At least 40 Dawson students paused to be photographed in sunglasses as part of a Cool to be Canadian event Friday afternoon last week.
Organizer and Westmounter Philip McMaster enlisted the help of the Dawson Political Awareness Society and the Dawson Institute of Photography to get students thinking about Canada. He decalred the afternoon session an unqualified success.
"We're trying to rekindle a sense of optimism and a felling of confidence about the future of young people in this country," said Mr. McMaster, who is also a Dawson photography student. "There's a helluva lot of cynicism among youth in general."
Tony Manarolis, said he forgot his sunglasses but borrowed a pair for the shoot because he wanted to be part of it.
"You can't say it in words, but it means a lot," he said.
by 12:50 p.m. a small crowd gathered on the upper level of the Dawson atrium near the Metro entrance. Some people shyly put on their shades as Mr. McMaster pulled them out of the crowd and into the friendly glare of the photogs' flash. Huge "Cool to be Canadian" posters are the backdrop for the rapid-fire portraits that are being shot amidst the hustle and bustle fo the busy college.
Two Dawson Institute photographers for whom Canada has become their adopted country praised the idea of the event.

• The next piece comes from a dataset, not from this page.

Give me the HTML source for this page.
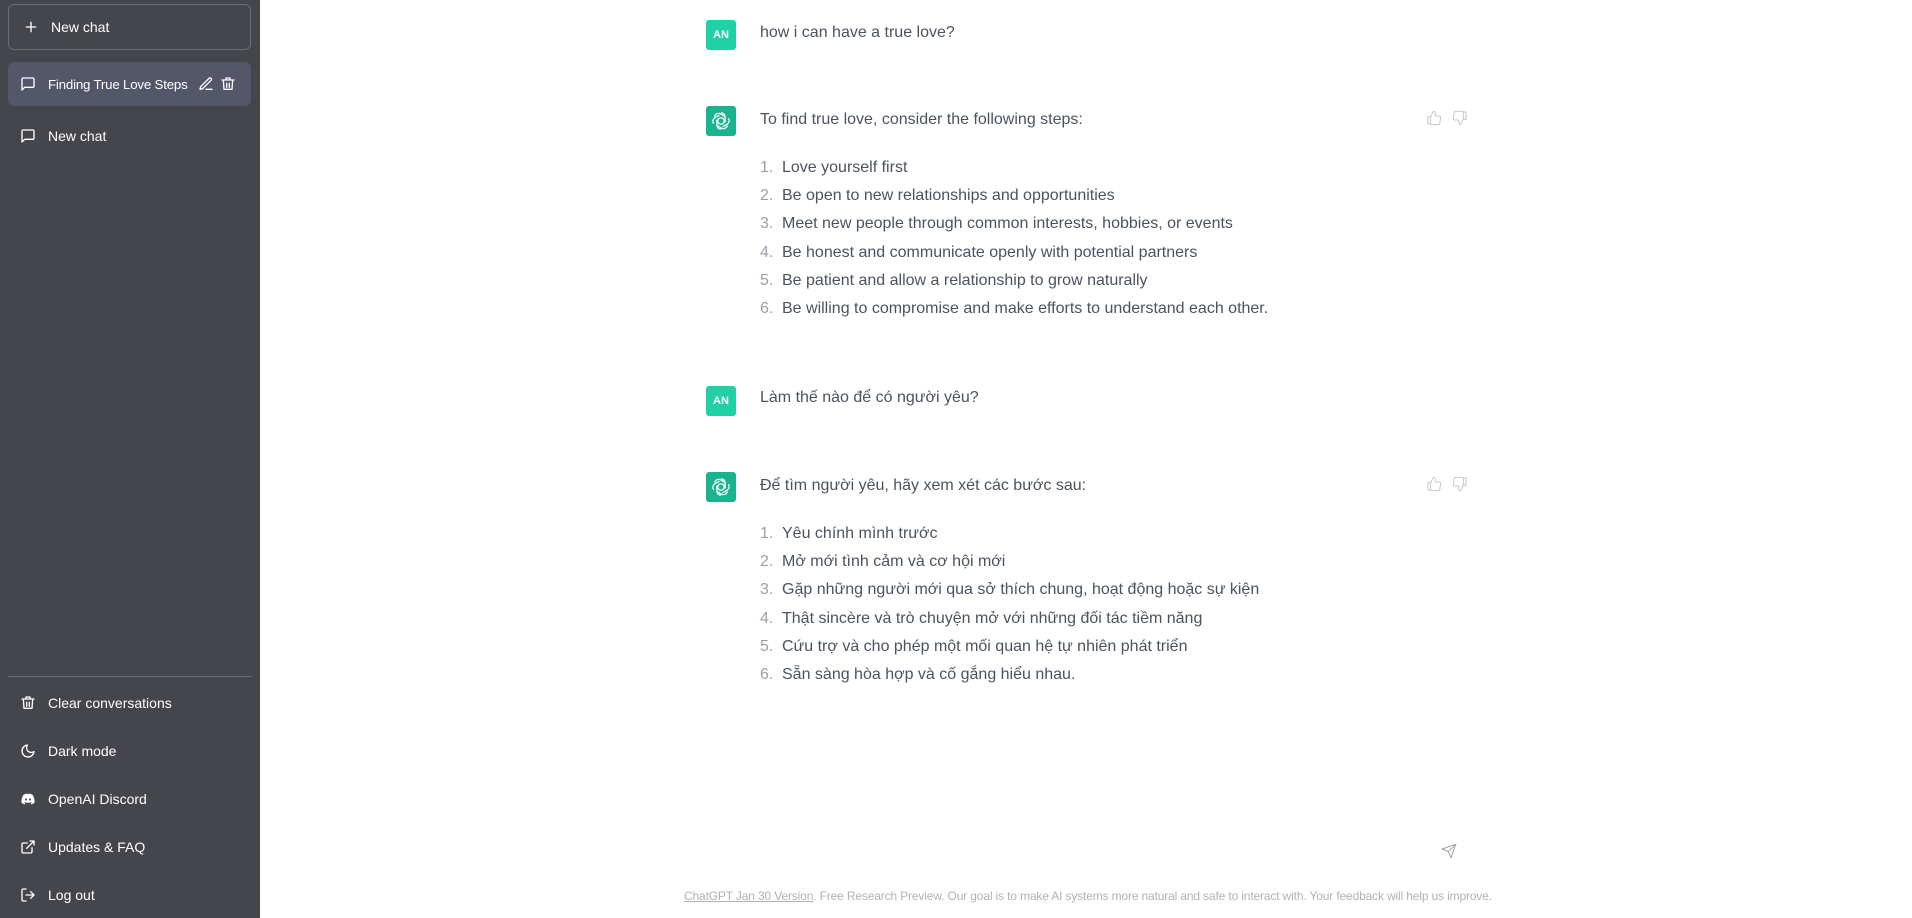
<!DOCTYPE html>
<html><head><meta charset="utf-8"><style>
*{box-sizing:border-box;margin:0;padding:0}
body{width:1912px;height:918px;overflow:hidden;background:#fff;font-family:"Liberation Sans","Noto Sans CJK SC",sans-serif;position:relative}
.sb{position:absolute;left:0;top:0;width:260px;height:918px;background:#45464b;color:#fff;font-size:14px}
.it{position:absolute;left:8px;width:243px;height:44px;display:flex;align-items:center;padding-left:12px;gap:12px;white-space:nowrap}
.it svg{width:16px;height:16px;stroke:#fff;fill:none;stroke-width:2;stroke-linecap:round;stroke-linejoin:round;flex:none}
.main{position:absolute;left:260px;top:0;right:0;height:918px;color:#4b5260;font-size:16px}
.av{position:absolute;left:446px;width:30px;height:30px;border-radius:3px;color:#fff;font-size:11px;font-weight:bold;display:flex;align-items:center;justify-content:center}
.t{position:absolute;left:500px;white-space:nowrap}
.li{position:absolute;left:500px;white-space:nowrap}
.li b{font-weight:normal;color:#9aa0aa;display:inline-block;width:22px}
.th{position:absolute;width:16px;height:16px;stroke:#c4c6cc;fill:none;stroke-width:1.5}
</style></head><body>
<div class="sb">
 <div class="it" style="top:4px;height:46px;border:1px solid #6b6c72;border-radius:6px;padding-left:14px"><svg viewBox="0 0 24 24"><path d="M12 5v14M5 12h14"/></svg><span>New chat</span></div>
 <div class="it" style="top:62px;background:#54566a;border-radius:6px"><svg viewBox="0 0 24 24"><path d="M21 15a2 2 0 0 1-2 2H7l-4 4V5a2 2 0 0 1 2-2h14a2 2 0 0 1 2 2z"/></svg><span style="font-size:13.3px;letter-spacing:-0.2px">Finding True Love Steps</span>
  <svg viewBox="0 0 24 24" style="margin-left:-2px"><path d="M12 20h9M16.5 3.5a2.1 2.1 0 0 1 3 3L7 19l-4 1 1-4z"/></svg><svg viewBox="0 0 24 24" style="margin-left:-6px"><path d="M3 6h18M19 6l-1 14H6L5 6M10 11v6M14 11v6M9 6V3h6v3"/></svg></div>
 <div class="it" style="top:114px"><svg viewBox="0 0 24 24"><path d="M21 15a2 2 0 0 1-2 2H7l-4 4V5a2 2 0 0 1 2-2h14a2 2 0 0 1 2 2z"/></svg><span>New chat</span></div>
 <div style="position:absolute;left:8px;top:676px;width:244px;height:1px;background:#6b6c72"></div>
 <div class="it" style="top:681px"><svg viewBox="0 0 24 24"><path d="M3 6h18M19 6l-1 14H6L5 6M10 11v6M14 11v6M9 6V3h6v3"/></svg><span>Clear conversations</span></div>
 <div class="it" style="top:729px"><svg viewBox="0 0 24 24"><path d="M21 12.8A9 9 0 1 1 11.2 3 7 7 0 0 0 21 12.8z"/></svg><span>Dark mode</span></div>
 <div class="it" style="top:777px"><svg viewBox="0 0 24 24" style="fill:#fff;stroke:none"><path d="M5 6c3-2 5-2 6-2l.5 1h1L13 4c1 0 3 0 6 2 2 3 3 7 3 11-2 2-4 3-5 3l-1-2 2-1-1-.5c-3 1.5-7 1.5-10 0l-1 .5 2 1-1 2c-1 0-3-1-5-3 0-4 1-8 3-11zm4 5a1.5 1.7 0 1 0 0 3.4A1.5 1.7 0 0 0 9 11zm6 0a1.5 1.7 0 1 0 0 3.4 1.5 1.7 0 0 0 0-3.4z"/></svg><span>OpenAI Discord</span></div>
 <div class="it" style="top:825px"><svg viewBox="0 0 24 24"><path d="M18 13v6a2 2 0 0 1-2 2H5a2 2 0 0 1-2-2V8a2 2 0 0 1 2-2h6M15 3h6v6M10 14 21 3"/></svg><span>Updates &amp; FAQ</span></div>
 <div class="it" style="top:873px"><svg viewBox="0 0 24 24"><path d="M9 21H5a2 2 0 0 1-2-2V5a2 2 0 0 1 2-2h4M16 17l5-5-5-5M21 12H9"/></svg><span>Log out</span></div>
</div>
<div class="main">
 <div class="av" style="top:20px;background:#1fd1a5">AN</div>
 <div class="t" style="top:24px">how i can have a true love?</div>
 <div class="av" style="top:106px;background:#19b38e"><svg width="22" height="22" viewBox="0 0 24 24" fill="none" stroke="#fff" stroke-width="1.4"><circle cx="12" cy="12" r="3.5"/><path d="M12 3a4.5 4.5 0 0 1 4.5 4.5v6M20 9a4.5 4.5 0 0 1-1 6.3l-5.2 3M19 17a4.5 4.5 0 0 1-6.6 2.7L7.2 16.7M12 21a4.5 4.5 0 0 1-4.5-4.5v-6M4 15a4.5 4.5 0 0 1 1-6.3l5.2-3M5 7a4.5 4.5 0 0 1 6.6-2.7l5.2 3"/></svg></div>
 <div class="t" style="top:111px">To find true love, consider the following steps:</div>
 <div class="li" style="top:159px"><b>1.</b>Love yourself first</div>
 <div class="li" style="top:187px"><b>2.</b>Be open to new relationships and opportunities</div>
 <div class="li" style="top:215px"><b>3.</b>Meet new people through common interests, hobbies, or events</div>
 <div class="li" style="top:244px"><b>4.</b>Be honest and communicate openly with potential partners</div>
 <div class="li" style="top:272px"><b>5.</b>Be patient and allow a relationship to grow naturally</div>
 <div class="li" style="top:300px"><b>6.</b>Be willing to compromise and make efforts to understand each other.</div>
 <svg class="th" style="left:1166px;top:110px" viewBox="0 0 24 24"><path d="M7 10v11H3V10zM7 10l4-8a3 3 0 0 1 3 3v4h6a2 2 0 0 1 2 2.3l-1.4 9A2 2 0 0 1 18.6 22H7"/></svg>
 <svg class="th" style="left:1192px;top:110px" viewBox="0 0 24 24"><path d="M17 14V3h4v11zM17 14l-4 8a3 3 0 0 1-3-3v-4H4a2 2 0 0 1-2-2.3l1.4-9A2 2 0 0 1 5.4 2H17"/></svg>
 <div class="av" style="top:386px;background:#1fd1a5">AN</div>
 <div class="t" style="top:389px">Làm thế nào để có người yêu?</div>
 <div class="av" style="top:472px;background:#19b38e"><svg width="22" height="22" viewBox="0 0 24 24" fill="none" stroke="#fff" stroke-width="1.4"><circle cx="12" cy="12" r="3.5"/><path d="M12 3a4.5 4.5 0 0 1 4.5 4.5v6M20 9a4.5 4.5 0 0 1-1 6.3l-5.2 3M19 17a4.5 4.5 0 0 1-6.6 2.7L7.2 16.7M12 21a4.5 4.5 0 0 1-4.5-4.5v-6M4 15a4.5 4.5 0 0 1 1-6.3l5.2-3M5 7a4.5 4.5 0 0 1 6.6-2.7l5.2 3"/></svg></div>
 <div class="t" style="top:477px">Để tìm người yêu, hãy xem xét các bước sau:</div>
 <div class="li" style="top:525px"><b>1.</b>Yêu chính mình trước</div>
 <div class="li" style="top:553px"><b>2.</b>Mở mới tình cảm và cơ hội mới</div>
 <div class="li" style="top:581px"><b>3.</b>Gặp những người mới qua sở thích chung, hoạt động hoặc sự kiện</div>
 <div class="li" style="top:610px"><b>4.</b>Thật sincère và trò chuyện mở với những đối tác tiềm năng</div>
 <div class="li" style="top:638px"><b>5.</b>Cứu trợ và cho phép một mối quan hệ tự nhiên phát triển</div>
 <div class="li" style="top:666px"><b>6.</b>Sẵn sàng hòa hợp và cố gắng hiểu nhau.</div>
 <svg class="th" style="left:1166px;top:476px" viewBox="0 0 24 24"><path d="M7 10v11H3V10zM7 10l4-8a3 3 0 0 1 3 3v4h6a2 2 0 0 1 2 2.3l-1.4 9A2 2 0 0 1 18.6 22H7"/></svg>
 <svg class="th" style="left:1192px;top:476px" viewBox="0 0 24 24"><path d="M17 14V3h4v11zM17 14l-4 8a3 3 0 0 1-3-3v-4H4a2 2 0 0 1-2-2.3l1.4-9A2 2 0 0 1 5.4 2H17"/></svg>
 <svg style="position:absolute;left:1181px;top:843px" width="16" height="16" viewBox="0 0 24 24" fill="none" stroke="#9ca0aa" stroke-width="1.5"><path d="M22 2 11 13M22 2l-7 20-4-9-9-4z"/></svg>
 <div style="position:absolute;left:424px;top:889px;font-size:12px;color:#aeb2b8;white-space:nowrap;letter-spacing:-0.15px"><u>ChatGPT Jan 30 Version</u>. Free Research Preview. Our goal is to make AI systems more natural and safe to interact with. Your feedback will help us improve.</div>
</div>
</body></html>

"I don't blame them for wanting to be Canadian and being proud of it," said James Gutierrez.
Anne Fourquier, born in France agreed.
"What makes Quebec is thanks to Canada and vice versa," she said. "It's the interrelation and the exchange that goes on that's important. Both stand as powerful and important societies."
The whole idea of being Canadian and cool is a way to attract young people's attention, said Mr. McMaster. He said the portraits would likely be displayed at some future date.
"It converts and subverts coolness... We're trying to generate new attitudes toward life, specifically public life," he said."We need a process of drawing out leadership qualities in young people and get them out of the sheep mode."Mr. McMaster said he started doing all this when he decided it was the right thing to do, and someone had to do it. He said he's on no one's payroll and pays for the expenses out of his own pocket.
Twenty-year-old Shaheda Khan asked a spectator what the stunt was all about and decided to join in.
"Being Canadian means opportunities, good education and living in a beautiful country with lots of rights," he said.